Step 1: Enable Metrics on Your Cosmos Node
Your node exposes Prometheus metrics natively — you just need to turn it on.
Open config.toml:
nano ~/.gaia/config/config.toml
Find the instrumentation section and enable it:
#######################################################
### Instrumentation Configuration ###
#######################################################
[instrumentation]
# Enable Prometheus metrics
prometheus = true
# Address to listen on
prometheus_listen_addr = ":26660"
# Maximum number of simultaneous connections
max_open_connections = 3
# Instrumentation namespace
namespace = "cometbft"
Also check app.toml for application-level metrics (Cosmos SDK v0.47+):
[telemetry]
enabled = true
prometheus-retention-time = 600 # seconds
Restart your node to apply:
sudo systemctl restart gaiad
Verify metrics are being exposed:
curl -s localhost:26660/metrics | head -40
You should see output like:
# HELP cometbft_consensus_height Height of the chain
# TYPE cometbft_consensus_height gauge
cometbft_consensus_height 15482300
# HELP cometbft_consensus_validators Number of validators
# TYPE cometbft_consensus_validators gauge
cometbft_consensus_validators 18
If you see this, your node is ready to be scraped.
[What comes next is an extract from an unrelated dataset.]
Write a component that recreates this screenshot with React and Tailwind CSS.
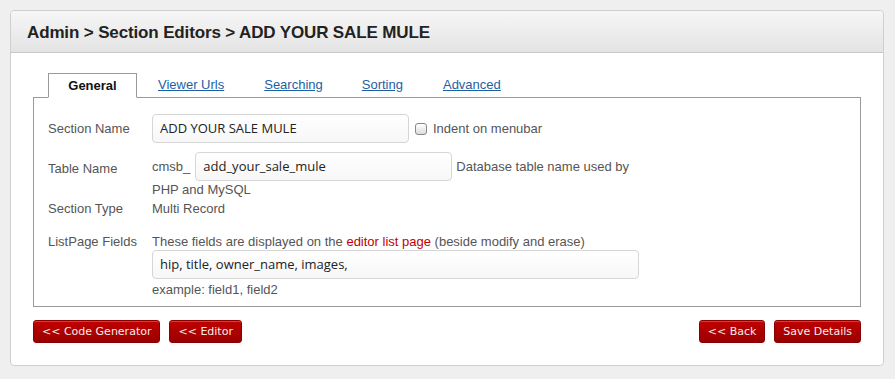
export default function App() {
  const btn =
    "h-[23px] px-[8px] rounded-[3px] border border-[#8a0000] bg-gradient-to-b from-[#c00000] to-[#9a0000] text-[#fbeaea] text-[11px] leading-none [font-family:'DejaVu_Sans',Verdana,sans-serif] flex items-center shadow-[inset_0_1px_0_rgba(255,255,255,0.25)]";
  const input =
    "h-[29px] rounded-[4px] border border-[#d6d6d6] bg-gradient-to-b from-white to-[#f7f7f7] px-[7px] flex items-center text-[13px] text-[#222] [font-family:'Open_Sans',sans-serif]";
  return (
    <div className="w-[895px] h-[379px] bg-[#efefef] pt-[10px] pl-[10px] [font-family:'Liberation_Sans',Arial,sans-serif]">
      <div className="w-[874px] h-[356px] bg-white border border-[#cfcfcf] rounded-[4px] flex flex-col">
        <div className="h-[42px] bg-gradient-to-b from-[#f6f6f6] to-[#e4e4e4] border-b border-[#c8c8c8] rounded-t-[4px] flex items-center pl-[16px] pt-[2px]">
          <h1 className="text-[17px] font-bold text-[#222] tracking-[-0.14px]">
            Admin &gt; Section Editors &gt; ADD YOUR SALE MULE
          </h1>
        </div>
        <div className="px-[22px] pt-[20px]">
          <div className="flex items-end pl-[15px] h-[24px] text-[13px]">
            <div className="w-[89px] h-[25px] -mb-px border border-[#999] border-b-white bg-white flex items-center justify-center font-bold text-[#111] relative z-10">
              General
            </div>
            <a className="ml-[21px] mb-[3px] text-[#1d5fa5] underline">Viewer Urls</a>
            <a className="ml-[40px] mb-[3px] text-[#1d5fa5] underline">Searching</a>
            <a className="ml-[39px] mb-[3px] text-[#1d5fa5] underline">Sorting</a>
            <a className="ml-[40px] mb-[3px] text-[#1d5fa5] underline">Advanced</a>
          </div>
          <div className="h-[210px] border border-[#999] pl-[14px] pt-[16px] text-[13px] text-[#555]">
            <div className="flex items-center">
              <div className="w-[104px]">Section Name</div>
              <div className={input + " w-[257px]"}>ADD YOUR SALE MULE</div>
              <div className="ml-[6px] w-[12px] h-[12px] rounded-[3px] border border-[#888] bg-gradient-to-b from-white to-[#ddd]" />
              <div className="ml-[6px]">Indent on menubar</div>
            </div>
            <div className="flex mt-[9px]">
              <div className="w-[104px] pt-[7px]">Table Name</div>
              <div className="w-[490px]">
                <div className="flex items-center">
                  <span className="mr-[5px]">cmsb_</span>
                  <div className={input + " w-[257px]"}>add_your_sale_mule</div>
                  <span className="ml-[4px]">Database table name used by</span>
                </div>
                <div className="leading-[15px] mt-[1px]">PHP and MySQL</div>
              </div>
            </div>
            <div className="flex mt-[4px] leading-[15px]">
              <div className="w-[104px]">Section Type</div>
              <div>Multi Record</div>
            </div>
            <div className="flex mt-[18px]">
              <div className="w-[104px] leading-[15px]">ListPage Fields</div>
              <div>
                <div className="leading-[15px]">
                  These fields are displayed on the <span className="text-[#c00000]">editor list page</span> (beside modify and erase)
                </div>
                <div className={input + " w-[487px] mt-[1px] h-[29px]"}>hip, title, owner_name, images,</div>
                <div className="leading-[15px] mt-[3px]">example: field1, field2</div>
              </div>
            </div>
          </div>
          <div className="flex items-center mt-[13px]">
            <button className={btn}>&lt;&lt; Code Generator</button>
            <button className={btn + " ml-[9px]"}>&lt;&lt; Editor</button>
            <div className="flex-1" />
            <button className={btn}>&lt;&lt; Back</button>
            <button className={btn + " ml-[9px]"}>Save Details</button>
          </div>
        </div>
      </div>
    </div>
  );
}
Step 2: Install node_exporter
node_exporter exposes host-level metrics — CPU, memory, disk, network. Essential for catching infrastructure problems before they affect your validator.
# Download latest node_exporter
cd /tmp
wget https://github.com/prometheus/node_exporter/releases/download/v1.7.0/node_exporter-1.7.0.linux-amd64.tar.gz
# Extract
tar xvfz node_exporter-1.7.0.linux-amd64.tar.gz
# Move binary
sudo mv node_exporter-1.7.0.linux-amd64/node_exporter /usr/local/bin/
# Create dedicated user
sudo useradd -rs /bin/false node_exporter
Create a systemd service:
sudo nano /etc/systemd/system/node_exporter.service
[Unit]
Description=Node Exporter
After=network.target
[Service]
User=node_exporter
Group=node_exporter
Type=simple
ExecStart=/usr/local/bin/node_exporter \
--collector.systemd \
--collector.processes
[Install]
WantedBy=multi-user.target
Enable and start:
sudo systemctl daemon-reload
sudo systemctl enable node_exporter
sudo systemctl start node_exporter
# Verify
curl -s localhost:9100/metrics | head -10
Step 3: Install Prometheus
cd /tmp
wget https://github.com/prometheus/prometheus/releases/download/v2.50.0/prometheus-2.50.0.linux-amd64.tar.gz
tar xvfz prometheus-2.50.0.linux-amd64.tar.gz
sudo mv prometheus-2.50.0.linux-amd64/prometheus /usr/local/bin/
sudo mv prometheus-2.50.0.linux-amd64/promtool /usr/local/bin/
# Create directories
sudo mkdir -p /etc/prometheus /var/lib/prometheus
sudo useradd -rs /bin/false prometheus
sudo chown prometheus:prometheus /var/lib/prometheus
Configure Prometheus
Create the main config file:
sudo nano /etc/prometheus/prometheus.yml
global:
scrape_interval: 15s
evaluation_interval: 15s
external_labels:
chain: cosmoshub
validator: your-moniker # replace with your validator moniker
# Alerting rules (we'll add these in Step 5)
rule_files:
- /etc/prometheus/alerts.yml
scrape_configs:
# Cosmos node metrics (CometBFT + SDK)
- job_name: cosmos_node
static_configs:
- targets: ['localhost:26660']
labels:
instance: validator
# Host-level metrics
- job_name: node_exporter
static_configs:
- targets: ['localhost:9100']
labels:
instance: validator
Create the systemd service:
sudo nano /etc/systemd/system/prometheus.service
[Unit]
Description=Prometheus
After=network.target
[Service]
User=prometheus
Group=prometheus
Type=simple
ExecStart=/usr/local/bin/prometheus \
--config.file=/etc/prometheus/prometheus.yml \
--storage.tsdb.path=/var/lib/prometheus \
--storage.tsdb.retention.time=30d \
--web.listen-address=0.0.0.0:9090
Restart=on-failure
[Install]
WantedBy=multi-user.target
sudo systemctl daemon-reload
sudo systemctl enable prometheus
sudo systemctl start prometheus
# Confirm it's running
sudo systemctl status prometheus
Visit http://your-server-ip:9090 — you should see the Prometheus UI. Check Status → Targets to confirm both scrape jobs are UP.
Step 4: Install Grafana
# Add Grafana APT repository
sudo apt-get install -y apt-transport-https software-properties-common
wget -q -O - https://apt.grafana.com/gpg.key | sudo apt-key add -
echo "deb https://apt.grafana.com stable main" | sudo tee /etc/apt/sources.list.d/grafana.list
sudo apt-get update
sudo apt-get install -y grafana
sudo systemctl enable grafana-server
sudo systemctl start grafana-server
Access Grafana at http://your-server-ip:3000
Default credentials: admin / admin (you'll be prompted to change on first login).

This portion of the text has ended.